Truckers and Electronic Surveillance
Are Truck Drivers’ Complaints Valid?
In December, 2017 a new Electronic Logging Device (ELD) rule was enforced on truck drivers. This new rule requires drivers to digitally track the hours they work. The so-called electronic logging device (ELD) is a “flash drive that plugs into a truck engine control module to track things like whether the engine is running, the odometer, GPS location, and so on” [5]. With the ELD, the regulators hope to gain more control over illegal, overtime driving and prevent drivers from falsifying the records, a common situation for the old pen and paper system. However, the enforcement irritated the drivers. The main concern that the truckers and the Owner-Operator Independent Drivers Association have raised is the inability of the device to account for frequent unexpected situations.
The truckers complain that they have little control over the schedule, the weather, the traffic, and the parking space, etc. None of the situations above can be reflected in the tracked data, yet they influence the amount of hours logged. The tracked data can only reflect the hours that the engine is running, the distance traveled, the location or maybe the trajectory of the trip. Thus the numeric system and sometimes ill-represented tracked data can be unfair and ineffective. With the old pen and paper system, the uncontrollable circumstances can be factored into the records by “cheating the logbook” as a work-around. With the ELD, there seems to be no effective way to reflect their actual working conditions. Uber and Lyft’s drivers have faced the same challenges posted by data-driven evaluations, the passenger-driver rating system. The numeric metrics can sometimes be an inaccurate measure of the services quality as passengers misattribute situations such as system faults over which the drivers have no control to the ratings [4].

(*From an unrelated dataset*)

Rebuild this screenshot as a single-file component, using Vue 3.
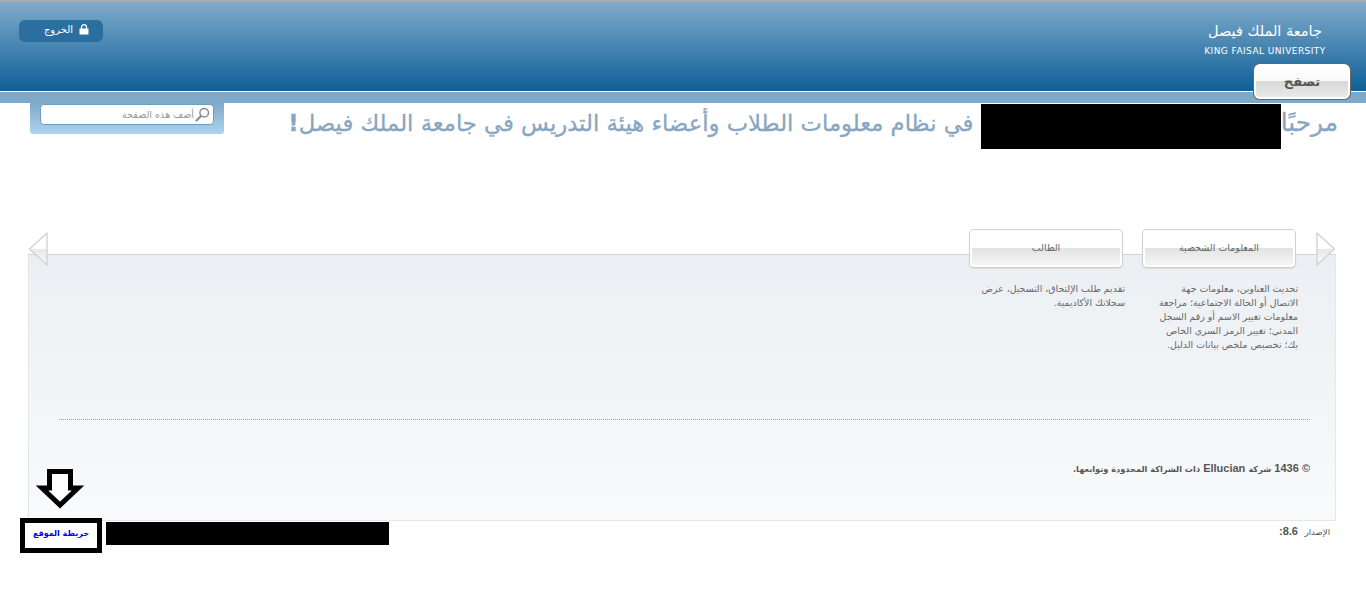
<script setup>
const cards = [
  { title: 'المعلومات الشخصية', text: 'تحديث العناوين، معلومات جهة\nالاتصال أو الحالة الاجتماعية؛ مراجعة\nمعلومات تغيير الاسم أو رقم السجل\nالمدني؛ تغيير الرمز السري الخاص\nبك؛ تخصيص ملخص بيانات الدليل.' },
  { title: 'الطالب', text: 'تقديم طلب الإلتحاق، التسجيل، عرض\nسجلاتك الأكاديمية.' }
]
</script>

<template>
  <div class="page" dir="rtl">
    <header class="top">
      <div class="head">
        <div class="logo">
          <div class="logo-ar">جامعة الملك فيصل</div>
          <div class="logo-en" dir="ltr">KING FAISAL UNIVERSITY</div>
        </div>
        <a class="exit">
          <svg width="10" height="11" viewBox="0 0 10 11"><path d="M2.5 5V3.2a2.5 2.5 0 0 1 5 0V5" fill="none" stroke="#fff" stroke-width="1.3"/><rect x="0.5" y="4.5" width="9" height="6" fill="#fff"/></svg>
          <span>الخروج</span>
        </a>
      </div>
      <div class="band"></div>
      <button class="browse"><span>تصفح</span></button>
    </header>

    <section class="welcome">
      <h1 class="title"><span class="hello">مرحبًا</span><i class="redact-name"></i> في نظام معلومات الطلاب وأعضاء هيئة التدريس في جامعة الملك فيصل<b>!</b></h1>
      <div class="search">
        <div class="search-box">
          <svg width="15" height="15" viewBox="0 0 15 15"><circle cx="9.2" cy="5.800" r="4.3" fill="#fff" stroke="#8a8a8a" stroke-width="1.5"/><path d="M6 9 1.5 13.5" stroke="#8a8a8a" stroke-width="2.2" stroke-linecap="round"/></svg>
          <span>أضف هذه الصفحة</span>
        </div>
      </div>
    </section>

    <main class="panel">
      <svg class="nav-arrow right" width="20" height="35" viewBox="0 0 20 35"><defs><linearGradient id="ar" x1="0" y1="0" x2="0" y2="1"><stop offset="0.5" stop-color="#fff"/><stop offset="0.5" stop-color="#e8e8e8"/><stop offset="1" stop-color="#f8f8f8"/></linearGradient></defs><path d="M1 1 18.500 17 1 33Z" fill="url(#ar)" stroke="#d2d2d2" stroke-width="1.4" stroke-linejoin="round"/></svg>
      <svg class="nav-arrow left" width="20" height="35" viewBox="0 0 20 35"><path d="M19 1 1.500 17 19 33Z" fill="url(#ar)" stroke="#d2d2d2" stroke-width="1.4" stroke-linejoin="round"/></svg>

      <div class="cards">
        <article v-for="c in cards" :key="c.title" class="card">
          <div class="card-btn"><span>{{ c.title }}</span></div>
          <p class="card-text">{{ c.text }}</p>
        </article>
      </div>

      <div class="rule"></div>
      <p class="copy">© 1436 <span class="copy-ar">شركة</span> Ellucian <span class="copy-ar">ذات الشراكة المحدودة وتوابعها.</span></p>
    </main>

    <footer class="foot">
      <div class="version"><span class="v-label">الإصدار</span> <b>8.6:</b></div>
      <div class="foot-left">
        <i class="redact-foot"></i>
        <div class="sitemap-wrap">
          <svg class="down" width="48" height="41" viewBox="0 0 48 41"><path d="M13.500 2.500H34.500V19H42L24 36 6 19H13.500Z" fill="#fff" stroke="#000" stroke-width="5"/></svg>
          <a class="sitemap">خريطة الموقع</a>
        </div>
      </div>
    </footer>
  </div>
</template>

<style scoped>
.page {
  width: 1366px;
  height: 609px;
  position: relative;
  overflow: hidden;
  background: #fff;
  font-family: "DejaVu Sans", "Liberation Sans", sans-serif;
}
.top { position: relative; }
.head {
  height: 89px;
  border-top: 2px solid #b0aaa6;
  background: linear-gradient(#7eabca, #0f5f98);
  display: flex;
  justify-content: space-between;
  padding: 0 19px 0 19px;
  box-sizing: content-box;
}
.band {
  height: 11px;
  border-top: 1px solid #fff;
  background: #7fa9c8;
}
.logo {
  width: 122px;
  margin: 19px 21px 0 0;
  text-align: center;
  color: #fff;
}
.logo-ar { font-size: 14.5px; line-height: 20px; }
.logo-en { font-size: 9px; line-height: 12px; margin-top: 4px; letter-spacing: 0.45px; white-space: nowrap; font-family: "DejaVu Sans", sans-serif; }
.exit {
  width: 84px;
  height: 22px;
  margin-top: 18px;
  border-radius: 6px;
  background: #2a6f9f;
  color: #fff;
  font-size: 10px;
  display: flex;
  align-items: center;
  gap: 6px;
  padding: 0 14px 3px 0;
  box-sizing: border-box;
}
.browse {
  position: absolute;
  top: 64px;
  right: 16px;
  width: 96px;
  height: 35px;
  padding: 0;
  border: 2px solid #fff;
  border-radius: 6px;
  box-shadow: 0 0 0 1px #666;
  background: linear-gradient(#fff 0, #f8f8f8 50%, #d8d8d8 50%, #e9e9e9 100%);
  color: #555;
  font: bold 13px "DejaVu Sans", sans-serif;
}
.welcome {
  display: flex;
  justify-content: space-between;
  padding: 0 28px 0 30px;
  align-items: flex-start;
  height: 126px;
}
.title {
  margin: 0;
  font-size: 22.7px;
  line-height: 40px;
  height: 45px;
  font-weight: normal;
  color: #88a6c1;
  white-space: nowrap;
  -webkit-text-stroke: 0.3px #88a6c1;
}
.hello { font-size: 24.8px; }
.redact-name {
  display: inline-block;
  width: 300px;
  height: 45px;
  background: #000;
  vertical-align: top;
  margin: 1px 0 -8px;
}
.search {
  width: 194px;
  height: 31px;
  box-sizing: border-box;
  padding: 1px 10px 0;
  background: linear-gradient(#7fa9c8, #aed4ee);
  border-radius: 0 0 3px 3px;
  flex: none;
}
.search-box {
  height: 21px;
  background: #fff;
  border: 1px solid #6f9dbd;
  border-radius: 4px;
  box-sizing: border-box;
  display: flex;
  align-items: center;
  gap: 1px;
  padding-right: 3px;
  color: #999;
  font-size: 9.6px;
}
.panel {
  position: relative;
  width: 1308px;
  height: 267px;
  margin: 25px 30px 0 28px;
  box-sizing: border-box;
  border: 1px solid #e4e8ee;
  border-top-color: #c9d6e2;
  background: linear-gradient(#ebeff3, #f9fafb);
}
.nav-arrow { position: absolute; top: -23px; }
.nav-arrow.right { right: -1px; }
.nav-arrow.left { left: -1px; }
.cards {
  display: flex;
  gap: 21px;
  margin-top: -25px;
  padding-right: 40px;
  height: 189px;
  position: relative;
}
.card { width: 152px; }
.card-btn {
  height: 37px;
  box-sizing: border-box;
  border: 2px solid #fff;
  border-radius: 4px;
  box-shadow: 0 0 0 1px #cfcfcf, 0 1px 2px #bbb;
  background: linear-gradient(#fff 0, #fff 47%, #e2e2e2 47%, #f5f5f5 100%);
  color: #666;
  font-size: 9.5px;
  display: flex;
  align-items: center;
  justify-content: center;
  padding-bottom: 3px;
}
.card-text {
  margin: 15px -3px 0 0;
  font-size: 9.4px;
  line-height: 14px;
  color: #666;
  white-space: pre-line;
}
.rule {
  height: 0;
  margin: 0 25px 0 30px;
  border-top: 1px dotted #9a9a9a;
}
.copy {
  margin: 42px 25px 0 0;
  font: bold 11px "Liberation Sans", "DejaVu Sans", sans-serif;
  color: #555;
}
.copy-ar { font-size: 8.2px; font-family: "DejaVu Sans", sans-serif; }
.foot {
  display: flex;
  justify-content: space-between;
  padding: 0 36px 0 264px;
  position: relative;
}
.version { margin-top: 4px; font-size: 8.5px; color: #555; }
.version b { font-size: 11px; font-family: "Liberation Sans", sans-serif; margin-right: 4px; }
.foot-left { display: flex; align-items: flex-start; gap: 4px; margin-left: -244px; }
.redact-foot { display: block; width: 283px; height: 23px; margin-top: 1px; background: #000; }
.sitemap-wrap { position: relative; }
.sitemap {
  display: flex;
  align-items: center;
  justify-content: center;
  width: 82px;
  height: 35px;
  margin-top: -3px;
  padding-bottom: 5px;
  box-sizing: border-box;
  border: 5px solid #000;
  background: #fff;
  color: #00f;
  font-size: 8px;
  font-weight: bold;
}
.down { position: absolute; left: 16px; top: -52px; }
</style>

Can Some of the Problems be Solved?
The change from a logbook to a tracking device is not sufficient enough for the regulators to gain their desired benefit from the new surveillance system. As pointed out in Beyond the Productivity Paradox, “technology is only one components of an IT investment; there are usually large expenditures on training, process redesign and other organizational changes accompanying a systems investment” [2]. In order to improve the situation, we focus our attention on the ELD data collection process with the help of implicit interaction framework. The thesis of the framework is to study the human-human interaction of a situation or a series of actions involved, and then translate the interactions to the appropriate human-system interactions [3].
The framework characterizes the space of interactions along the dimensions of attentions demand and initiative. On the attention demand axis, the tracked data that are currently being collected are mostly background information about the vehicle such as the distance traveled, the engine running-hours. The lack of foreground information about the truckers, the traffic condition, and the other uncontrollable factors has been a major issue of the regulation. To alleviate this major problem, one can instruct the device to explicitly collect these foreground data.
Next, we turn to the initiative axis. Should the system be proactive or reactive? Clearly, having a device asking for various foreground information constantly is impractical. But neither is having the truckers manually labeling what happened for a several-hours trip data everyday. A simple plug-in flash drive is evidently not enough to account for the task and a more sophisticated logging device is required. In addition to the presumed information, the system also needs a mechanism for the drivers to report any additional uncontrollable factors.
Will Self-driving Truck Replace The Drivers Soon?
Given the current development of self-driving cars, one may want to argue that truck drivers may soon be automated out the job. To fully automate the job, the system must support decision making for various situations that a driver can handle independently. The system will be required to handle smoothly some nuanced and contextualized tasks such handing accidents, interacting with other drivers, and reporting damage or lost, etc. Trips involving complicated conditions such as traffic jams and navigating in a city require social interactions between the drivers and other drivers or the clients. To argue that drivers can be replaced by the system, one must demonstrate the ability of the system to handle all situations that a driver may encounter. However, the current state of technology can only demonstrate self-driving cars given a simple environment without interacting with other drivers or clients. From Ackerman’s [1] point of view, this divide between what we know the fully automated self-driving truck system must support socially and what the current self-driving system can support technically is the social-technical gap. It is unlikely that the drivers will be automated soon given a high complexity of their job involved with interacting with various stakeholders and handling unexpected situations on the road.
References
[1] Mark S. Ackerman. The intellectual challenge of cscw: The gap between social requirements and technical feasibility. Human–Computer Interaction, 15(2-3):179–203, 2000.
[2] Erik Brynjolfsson and Lorin M. Hitt. Beyond the productivity paradox: Computers are the catalyst for bigger changes. Communications of the ACM, 1998.
[3] Wendy Ju and Larry Leifer. The design of implicit interactions: Making interactive systems less obnoxious. Design Issues, 24:72–84, 2008.
[4] Min Kyung Lee, Daniel Kusbit, Evan Metsky, and Laura Dabbish. Working with machines: The impact of algorithmic and data-driven management on human workers. In Proceedings of the 33rd Annual ACM Conference on Human Factors in Computing Systems, CHI ’15, pages 1603–1612, New York, NY, USA, 2015. ACM.
[5] Nick Stockton. Truckers take on trump over electronic surveillance rules. 2018.